GPU Data Frame: Technical Overview
The basic approach for the GPU Data Frame (GDF) is pretty simple: if applications and libraries agree on an in-memory data format for tabular data and associate metadata, then just a device pointer to the data structure need be exchanged. Additionally, the IPC mechanism built into the CUDA driver allows device pointers to be moved between processes.
Currently, the GDF format is a subset of the Apache Arrow specification. The precise subset has not been fully defined yet, but currently includes numerical columns, and will soon include dictionary-encoded columns (sometimes called "categorical" columns in other data frame systems).
Fundamentally, one can implement GDF by following the Arrow specification directly. In some cases, that is the easiest approach. However, there are some common operations that we expect many GDF-supporting applications will need. To help jumpstart other GDF users, we are working to develop several layers of GDF functionality that can be reused in other projects:
[Much of this functionality is still in progress...]
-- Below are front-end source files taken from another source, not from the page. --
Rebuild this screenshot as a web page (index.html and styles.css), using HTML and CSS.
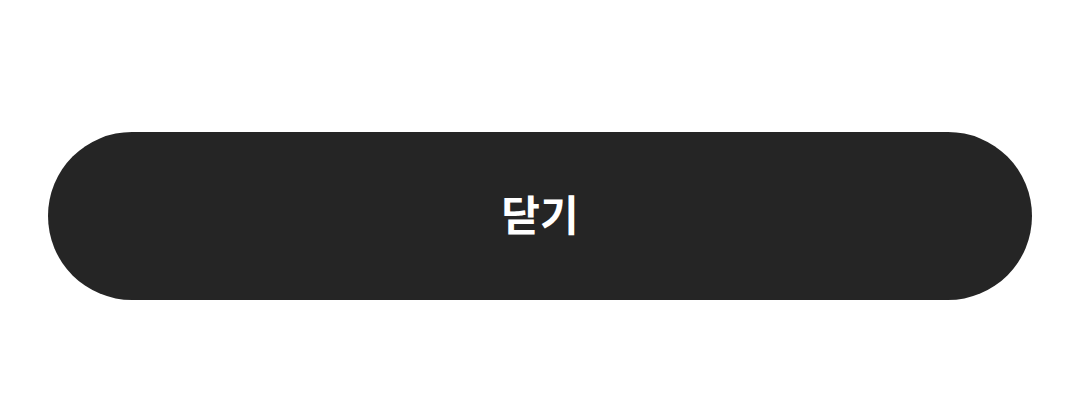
FILE: index.html
```html
<!DOCTYPE html>
<html lang="ko">
<head>
<meta charset="UTF-8">
<meta name="viewport" content="width=device-width,initial-scale=1">
<title>닫기</title>
<link rel="stylesheet" href="styles.css">
</head>
<body>
<main class="sheet">
  <button class="close-btn" type="button">닫기</button>
</main>
</body>
</html>
```

FILE: styles.css
```css
*{box-sizing:border-box;margin:0;padding:0}
body{background:#fff;font-family:"Noto Sans CJK KR","Noto Sans",sans-serif}
.sheet{padding:132px 48px 0;display:flex}
.close-btn{
  flex:1;height:168px;padding-bottom:8px;border:none;border-radius:84px;
  background:#252525;color:#fff;
  font-family:inherit;font-size:42px;font-weight:700;
  cursor:pointer
}
```
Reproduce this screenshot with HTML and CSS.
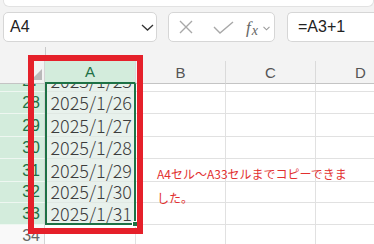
FILE: index.html
```html
<!DOCTYPE html>
<html lang="ja">
<head>
<meta charset="utf-8">
<title>Excel</title>
<link rel="stylesheet" href="styles.css">
</head>
<body>
<div class="app">
  <div class="ribbon"></div>
  <div class="fbar">
    <div class="namebox">
      <span class="name">A4</span>
      <svg class="nb-chev" width="13" height="7" viewBox="0 0 13 7"><path d="M1 1L6.5 6L12 1" fill="none" stroke="#333" stroke-width="1.3"/></svg>
    </div>
    <div class="tools">
      <svg class="ico-x" width="14" height="14" viewBox="0 0 14 14"><path d="M1 1L13 13M13 1L1 13" fill="none" stroke="#a8a8a8" stroke-width="1.4"/></svg>
      <svg class="ico-ok" width="21" height="13" viewBox="0 0 21 13"><path d="M1 6L7 12L20 1" fill="none" stroke="#a8a8a8" stroke-width="1.4"/></svg>
      <span class="fx"><i>f</i><i class="fx-x">x</i></span>
      <svg class="fx-chev" width="7" height="5" viewBox="0 0 7 5"><path d="M0.5 0.8L3.5 3.8L6.5 0.8" fill="none" stroke="#9a9a9a" stroke-width="1.1"/></svg>
    </div>
    <div class="formula">=A3+1</div>
  </div>
  <div class="split"></div>
  <div class="sheet">
    <div class="corner"><span class="tri"></span></div>
    <div class="ch hl">A</div><div class="ch">B</div><div class="ch">C</div><div class="ch">D</div>

    <div class="rh hl">27</div><div class="c hl">2025/1/25</div><div class="c"></div><div class="c"></div><div class="c"></div>
    <div class="rh hl">28</div><div class="c hl">2025/1/26</div><div class="c"></div><div class="c"></div><div class="c"></div>
    <div class="rh hl">29</div><div class="c hl">2025/1/27</div><div class="c"></div><div class="c"></div><div class="c"></div>
    <div class="rh hl">30</div><div class="c hl">2025/1/28</div><div class="c"></div><div class="c"></div><div class="c"></div>
    <div class="rh hl">31</div><div class="c hl">2025/1/29</div><div class="c"></div><div class="c"></div><div class="c"></div>
    <div class="rh hl">32</div><div class="c hl">2025/1/30</div><div class="c"></div><div class="c"></div><div class="c"></div>
    <div class="rh hl">33</div><div class="c hl">2025/1/31</div><div class="c"></div><div class="c"></div><div class="c"></div>
    <div class="rh">34</div><div class="c"></div><div class="c"></div><div class="c"></div><div class="c"></div>

    <div class="selection"><span class="handle"></span></div>
  </div>
  <div class="callout"></div>
  <p class="note">A4セル～A33セルまでコピーできました。</p>
</div>
</body>
</html>
```

FILE: styles.css
```css
* { box-sizing: border-box; }
html, body { margin: 0; padding: 0; }
body {
  width: 374px;
  height: 244px;
  overflow: hidden;
  background: #f3f3f3;
  font-family: "Liberation Sans", Arial, sans-serif;
}
.app {
  position: relative;
  width: 374px;
  height: 244px;
  overflow: hidden;
}
.ribbon {
  height: 7px;
  margin-left: 3px;
  background: #fff;
  border: 1px solid #e2e2e2;
  border-top: none;
  border-radius: 0 0 6px 6px;
}
.fbar {
  display: flex;
  gap: 11px;
  height: 30px;
  margin: 5px 0 0 3px;
}
.namebox, .tools, .formula {
  background: #fff;
  border: 1px solid #d6d6d6;
  border-radius: 5px;
  display: flex;
  align-items: center;
}
.namebox {
  flex: 0 0 154px;
  padding: 0 2px 0 6px;
  justify-content: space-between;
}
.name {
  font-size: 16px;
  color: #222;
}
.tools {
  flex: 0 0 107px;
  padding-left: 10px;
}
.ico-x { margin-right: 20px; }
.ico-ok { margin-right: 12px; margin-top: 1px; }
.fx {
  font-family: "Liberation Serif", "Times New Roman", serif;
  font-size: 17px;
  color: #666;
  line-height: 1;
  margin-right: 5px;
}
.fx i { font-style: italic; }
.fx-x {
  font-size: 14px;
  position: relative;
  top: 2px;
  margin-left: 1px;
}
.fx-chev { margin-top: 2px; }
.formula {
  flex: 1 0 120px;
  margin-left: 1px;
  padding-left: 10px;
  font-size: 16px;
  color: #222;
  border-right: none;
  border-radius: 5px 0 0 5px;
}
.split {
  height: 14px;
  margin: 5px 0 0 45px;
  border-left: 1px solid #c9c9c9;
}
.sheet {
  position: relative;
  display: grid;
  grid-template-columns: 45px 91px 90px 90px 90px;
  grid-template-rows: 23px 8px 22px 23px 22px 23px 21px 22px 22px;
  width: 406px;
  background: #fff;
}
.corner {
  position: relative;
  background: #f3f3f3;
  border-right: 1px solid #d4d4d4;
  border-bottom: 1px solid #c4c4c4;
}
.tri {
  position: absolute;
  right: 2px;
  bottom: 3px;
  width: 0;
  height: 0;
  border-left: 11px solid transparent;
  border-bottom: 11px solid #b9b9b9;
}
.ch {
  background: #f3f3f3;
  border-right: 1px solid #dadada;
  border-bottom: 1px solid #c4c4c4;
  display: flex;
  align-items: center;
  justify-content: center;
  font-size: 15px;
  color: #555;
}
.ch.hl {
  background: #d3ecdc;
  color: #1e7145;
  border-bottom: 2px solid #1e7145;
}
.rh {
  display: flex;
  align-items: flex-end;
  justify-content: flex-end;
  overflow: hidden;
  padding: 0 4px 0 0;
  font-size: 16px;
  line-height: 20px;
  color: #666;
  background: #f9f9f9;
  border-right: 1px solid #d4d4d4;
  border-bottom: 1px solid #e1e1e1;
}
.rh.hl {
  background: #d3ecdc;
  color: #1e7145;
  border-bottom-color: #eef7f1;
}
.c {
  display: flex;
  align-items: flex-end;
  justify-content: flex-end;
  overflow: hidden;
  padding: 0 3px 1px 0;
  font-family: "Noto Sans CJK JP", sans-serif;
  font-weight: 300;
  font-size: 18px;
  line-height: 20px;
  color: #3c3c3c;
  border-right: 1px solid #e1e1e1;
  border-bottom: 1px solid #e1e1e1;
  white-space: nowrap;
}
.c.hl {
  background: #e8f1ec;
  border-bottom-color: #e0e8e3;
}
.selection {
  position: absolute;
  left: 45px;
  top: 23px;
  width: 91px;
  height: 141px;
  border: 2px solid #1e7145;
  border-top: none;
  pointer-events: none;
}
.handle {
  position: absolute;
  right: -4px;
  bottom: -4px;
  width: 6px;
  height: 6px;
  background: #1e7145;
  border: 1px solid #fff;
}
.callout {
  position: absolute;
  left: 28px;
  top: 55px;
  width: 115px;
  height: 179px;
  border: 6px solid #e5202a;
}
.note {
  position: absolute;
  left: 157px;
  top: 162px;
  width: 192px;
  margin: 0;
  font-family: "Noto Sans CJK JP", sans-serif;
  font-size: 12px;
  line-height: 24px;
  color: #e2302f;
}
```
libgdf: A C library of helper functions, including:
- Copying the GDF metadata block to the host and parsing it to a host-side struct. (typically needed for function dispatch)
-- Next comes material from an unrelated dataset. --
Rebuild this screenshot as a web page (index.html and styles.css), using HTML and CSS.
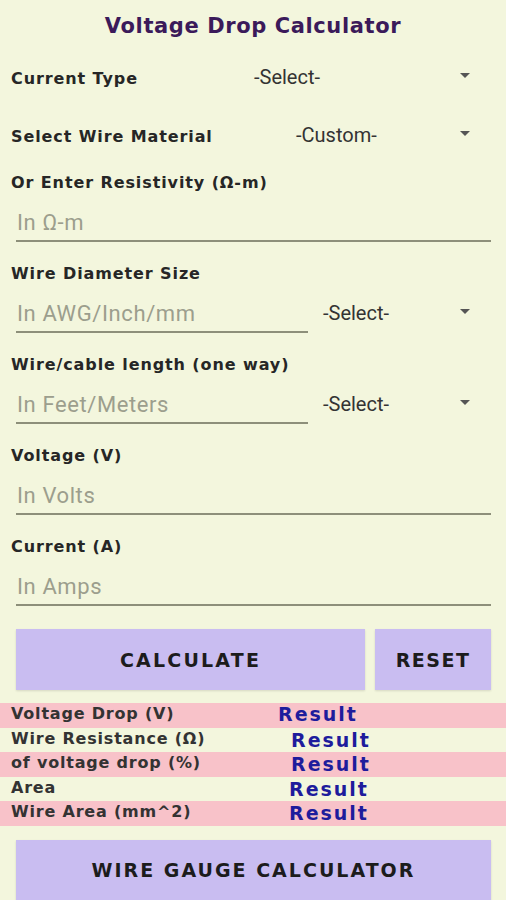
FILE: index.html
```html
<!DOCTYPE html>
<html lang="en">
<head>
  <meta charset="UTF-8">
  <meta name="viewport" content="width=device-width, initial-scale=1.0">
  <title>Voltage Drop Calculator</title>
  <link rel="stylesheet" href="styles.css">
</head>
<body>
  <h1 class="title">Voltage Drop Calculator</h1>

  <div class="select-row">
    <span class="label">Current Type</span>
    <div class="spinner"><span>-Select-</span><i class="arrow"></i></div>
  </div>

  <div class="select-row">
    <span class="label">Select Wire Material</span>
    <div class="spinner spinner-material"><span>-Custom-</span><i class="arrow"></i></div>
  </div>

  <!-- Resistivity -->
  <div class="field first">
    <label class="label" for="resistivity">Or Enter Resistivity (Ω-m)</label>
    <input type="text" id="resistivity" placeholder="In Ω-m">
  </div>

  <div class="field">
    <label class="label" for="diameter">Wire Diameter Size</label>
    <div class="input-row">
      <input type="text" id="diameter" placeholder="In AWG/Inch/mm">
      <div class="spinner"><span>-Select-</span><i class="arrow"></i></div>
    </div>
  </div>

  <div class="field">
    <label class="label" for="length">Wire/cable length (one way)</label>
    <div class="input-row">
      <input type="text" id="length" placeholder="In Feet/Meters">
      <div class="spinner"><span>-Select-</span><i class="arrow"></i></div>
    </div>
  </div>

  <div class="field">
    <label class="label" for="voltage">Voltage (V)</label>
    <input type="text" id="voltage" placeholder="In Volts">
  </div>

  <div class="field">
    <label class="label" for="current">Current (A)</label>
    <input type="text" id="current" placeholder="In Amps">
  </div>

  <div class="buttons">
    <button type="button" class="btn btn-calc">CALCULATE</button>
    <button type="button" class="btn btn-reset">RESET</button>
  </div>

  <!-- Results -->
  <div class="results">
    <div class="result pink"><span class="r-label">Voltage Drop (V)</span><span class="r-value first-value">Result</span></div>
    <div class="result"><span class="r-label">Wire Resistance (Ω)</span><span class="r-value mid-value">Result</span></div>
    <div class="result pink"><span class="r-label">of voltage drop (%)</span><span class="r-value mid-value">Result</span></div>
    <div class="result"><span class="r-label">Area</span><span class="r-value">Result</span></div>
    <div class="result pink"><span class="r-label">Wire Area (mm^2)</span><span class="r-value">Result</span></div>
  </div>

  <button type="button" class="btn btn-gauge">WIRE GAUGE CALCULATOR</button>
</body>
</html>
```

FILE: styles.css
```css
body {
  margin: 0;
  background-color: #f3f6dd;
  font-family: "DejaVu Sans", sans-serif;
  color: #222;
  width: 506px;
  height: 900px;
  overflow: hidden;
}
.title {
  margin: 12px 0 0;
  height: 28px;
  line-height: 28px;
  text-align: center;
  font-size: 21px;
  font-weight: bold;
  letter-spacing: 0.6px;
  color: #3b1a5a;
}
.label {
  display: block;
  font-size: 16px;
  font-weight: bold;
  letter-spacing: 0.9px;
  color: #262626;
  line-height: 20px;
}
.select-row {
  display: flex;
  align-items: center;
  height: 40px;
  padding: 0 36px 0 11px;
  margin-top: 17px;
}
.select-row + .select-row {
  margin-top: 18px;
}
.select-row .label {
  width: 243px;
  flex: none;
  padding-top: 3px;
}
.spinner {
  display: flex;
  align-items: center;
  flex: 1;
  height: 40px;
  font-family: Roboto, sans-serif;
  font-size: 20px;
  color: #333;
}
.spinner-material {
  padding-left: 42px;
}
.arrow {
  margin-left: auto;
  margin-top: -3px;
  width: 0;
  height: 0;
  border-left: 5px solid transparent;
  border-right: 5px solid transparent;
  border-top: 5px solid #555;
}
.field {
  padding: 0 15px 0 11px;
  margin-top: 21px;
}
.field.first {
  margin-top: 17px;
}
.field .label {
  padding-top: 1px;
  margin-bottom: 9px;
}
input {
  display: block;
  box-sizing: border-box;
  width: 475px;
  height: 40px;
  margin-left: 5px;
  padding: 3px 1px 0;
  border: none;
  border-bottom: 2px solid #8d8f7a;
  background: transparent;
  font-family: Roboto, sans-serif;
  font-size: 22px;
  letter-spacing: 0.6px;
  color: #333;
  outline: none;
}
input::placeholder {
  color: #9c9e8d;
}
.input-row {
  display: flex;
  align-items: center;
  padding-right: 21px;
}
.input-row input {
  width: 292px;
  flex: none;
}
.input-row .spinner {
  padding-left: 15px;
}
.buttons {
  display: flex;
  gap: 10px;
  padding: 0 15px 0 16px;
  margin-top: 23px;
}
.btn {
  height: 61px;
  border: none;
  background-color: #c9bdf1;
  font-family: "DejaVu Sans", sans-serif;
  font-size: 19px;
  font-weight: bold;
  letter-spacing: 2.2px;
  color: #1c1c1c;
  box-shadow: 0 1px 2px rgba(0, 0, 0, 0.12);
}
.btn-calc {
  width: 349px;
}
.btn-reset {
  width: 116px;
  letter-spacing: 1.5px;
}
.results {
  margin-top: 13px;
}
.result {
  display: flex;
  align-items: center;
  height: 24.5px;
  padding-left: 11px;
}
.pink {
  background-color: #f8c2c9;
}
.r-label {
  width: 278px;
  flex: none;
  font-size: 16px;
  font-weight: bold;
  letter-spacing: 0.8px;
  color: #333;
  margin-top: -3px;
}
.r-value {
  font-size: 19px;
  font-weight: bold;
  letter-spacing: 2px;
  color: #1e1c9c;
}
.first-value {
  margin-left: -11px;
  margin-top: -2px;
}
.mid-value {
  margin-left: 2px;
}
.btn-gauge {
  display: block;
  width: 475px;
  margin: 14px 0 0 16px;
  letter-spacing: 2px;
}
```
- Importing/exporting a GDF using the CUDA IPC mechanism.
- CUDA kernels to perform element-wise math operations on GDF columns.
- CUDA sort, join, and reduction operations on GDFs.
pygdf: A Python library for manipulating GDFs
- Creating GDFs from numpy arrays and Pandas DataFrames
- Performing math operations on columns
- Import/export via CUDA IPC
- Sort, join, reductions
- JIT compilation of group by and filter kernels using Numba
- Same operations as pygdf, but working on GDFs chunked onto different GPUs and different servers.